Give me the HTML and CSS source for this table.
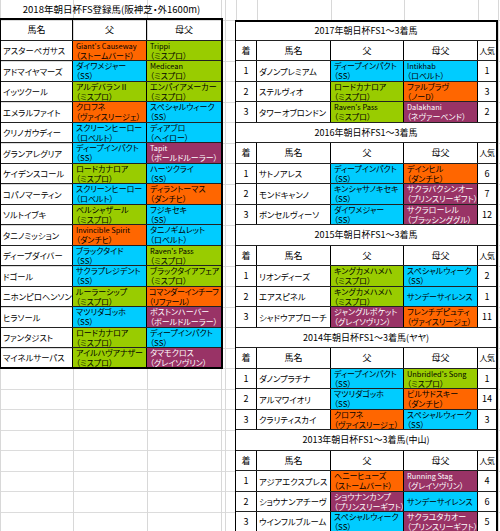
----------
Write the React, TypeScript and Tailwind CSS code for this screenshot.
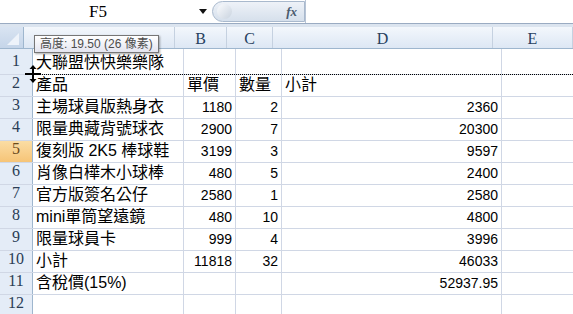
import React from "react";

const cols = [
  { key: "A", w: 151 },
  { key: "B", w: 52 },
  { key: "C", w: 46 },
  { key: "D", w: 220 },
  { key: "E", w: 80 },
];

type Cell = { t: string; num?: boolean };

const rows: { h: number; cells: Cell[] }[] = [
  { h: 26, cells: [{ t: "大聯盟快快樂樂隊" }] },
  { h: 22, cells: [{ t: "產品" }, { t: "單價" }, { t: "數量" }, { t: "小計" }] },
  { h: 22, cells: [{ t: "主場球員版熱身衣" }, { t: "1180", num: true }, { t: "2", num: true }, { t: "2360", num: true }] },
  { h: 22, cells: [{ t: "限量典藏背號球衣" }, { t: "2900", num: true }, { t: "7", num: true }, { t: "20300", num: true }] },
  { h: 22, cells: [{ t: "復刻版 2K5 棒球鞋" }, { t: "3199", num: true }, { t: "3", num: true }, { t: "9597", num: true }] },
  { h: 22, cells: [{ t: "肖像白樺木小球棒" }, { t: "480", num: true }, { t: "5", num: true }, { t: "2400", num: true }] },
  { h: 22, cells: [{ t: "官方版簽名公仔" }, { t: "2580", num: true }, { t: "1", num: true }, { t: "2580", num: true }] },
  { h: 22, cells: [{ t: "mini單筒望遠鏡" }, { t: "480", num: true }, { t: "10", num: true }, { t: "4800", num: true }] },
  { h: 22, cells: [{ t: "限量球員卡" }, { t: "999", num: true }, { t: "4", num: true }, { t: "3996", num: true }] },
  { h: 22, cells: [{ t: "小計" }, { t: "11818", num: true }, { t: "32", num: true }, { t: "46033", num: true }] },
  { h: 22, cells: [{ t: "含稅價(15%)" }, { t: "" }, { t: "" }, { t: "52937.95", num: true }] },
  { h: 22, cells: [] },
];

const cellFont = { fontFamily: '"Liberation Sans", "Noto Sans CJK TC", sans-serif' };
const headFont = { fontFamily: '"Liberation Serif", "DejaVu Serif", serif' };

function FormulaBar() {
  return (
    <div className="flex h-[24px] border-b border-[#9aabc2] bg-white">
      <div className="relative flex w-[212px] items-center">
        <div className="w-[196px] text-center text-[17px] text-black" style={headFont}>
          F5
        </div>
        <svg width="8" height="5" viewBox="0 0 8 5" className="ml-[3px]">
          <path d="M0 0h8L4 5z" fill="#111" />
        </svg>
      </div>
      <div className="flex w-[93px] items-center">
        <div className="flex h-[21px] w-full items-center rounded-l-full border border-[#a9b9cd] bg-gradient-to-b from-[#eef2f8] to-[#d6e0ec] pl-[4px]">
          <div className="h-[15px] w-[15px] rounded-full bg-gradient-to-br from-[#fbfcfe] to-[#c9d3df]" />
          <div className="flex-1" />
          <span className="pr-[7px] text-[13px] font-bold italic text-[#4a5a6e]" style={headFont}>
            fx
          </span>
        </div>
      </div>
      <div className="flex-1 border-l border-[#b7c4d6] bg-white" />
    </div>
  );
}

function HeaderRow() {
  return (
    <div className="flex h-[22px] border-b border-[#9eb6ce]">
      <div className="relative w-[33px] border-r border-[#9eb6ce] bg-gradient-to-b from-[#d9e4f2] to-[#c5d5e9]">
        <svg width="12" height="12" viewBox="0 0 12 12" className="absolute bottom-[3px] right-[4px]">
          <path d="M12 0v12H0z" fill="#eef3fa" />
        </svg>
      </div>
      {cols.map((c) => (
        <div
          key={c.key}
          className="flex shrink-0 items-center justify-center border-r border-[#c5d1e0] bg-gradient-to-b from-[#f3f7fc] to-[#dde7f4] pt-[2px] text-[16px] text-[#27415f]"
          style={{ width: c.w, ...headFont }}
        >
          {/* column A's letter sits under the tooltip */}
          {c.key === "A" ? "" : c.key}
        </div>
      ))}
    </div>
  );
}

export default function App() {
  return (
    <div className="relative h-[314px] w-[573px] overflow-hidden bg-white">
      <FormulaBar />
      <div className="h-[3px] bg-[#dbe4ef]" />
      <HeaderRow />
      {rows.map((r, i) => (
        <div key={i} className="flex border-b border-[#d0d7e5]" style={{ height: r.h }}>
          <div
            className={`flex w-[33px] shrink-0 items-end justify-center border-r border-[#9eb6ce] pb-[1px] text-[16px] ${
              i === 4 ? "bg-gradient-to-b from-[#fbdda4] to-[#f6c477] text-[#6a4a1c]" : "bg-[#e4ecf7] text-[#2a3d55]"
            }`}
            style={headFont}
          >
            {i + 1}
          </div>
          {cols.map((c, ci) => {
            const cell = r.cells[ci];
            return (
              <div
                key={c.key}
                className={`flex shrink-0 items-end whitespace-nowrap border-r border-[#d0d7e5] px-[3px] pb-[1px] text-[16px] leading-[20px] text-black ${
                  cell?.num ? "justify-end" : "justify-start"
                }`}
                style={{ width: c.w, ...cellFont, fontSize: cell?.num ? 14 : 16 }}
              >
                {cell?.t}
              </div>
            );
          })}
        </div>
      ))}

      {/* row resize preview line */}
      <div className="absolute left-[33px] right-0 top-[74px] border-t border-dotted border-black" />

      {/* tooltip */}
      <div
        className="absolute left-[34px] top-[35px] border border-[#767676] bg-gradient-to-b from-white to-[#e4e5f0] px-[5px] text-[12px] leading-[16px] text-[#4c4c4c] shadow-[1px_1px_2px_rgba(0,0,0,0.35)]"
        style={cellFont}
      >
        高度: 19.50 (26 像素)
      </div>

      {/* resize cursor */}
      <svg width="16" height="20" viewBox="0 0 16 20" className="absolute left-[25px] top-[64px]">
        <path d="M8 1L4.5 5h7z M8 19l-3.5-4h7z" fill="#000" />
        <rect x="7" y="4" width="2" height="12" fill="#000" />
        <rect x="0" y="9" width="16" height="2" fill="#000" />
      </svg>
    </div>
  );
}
----------
Exercise instructions - Only the lines from the one with "Write the React, TypeScript" through the one with "string; num?: boolean", both included, go in the copy, exactly as written. Leave the pictures behind.

Reply to the task -
Write the React, TypeScript and Tailwind CSS code for this screenshot.
import React from "react";

const cols = [
  { key: "A", w: 151 },
  { key: "B", w: 52 },
  { key: "C", w: 46 },
  { key: "D", w: 220 },
  { key: "E", w: 80 },
];

type Cell = { t: string; num?: boolean };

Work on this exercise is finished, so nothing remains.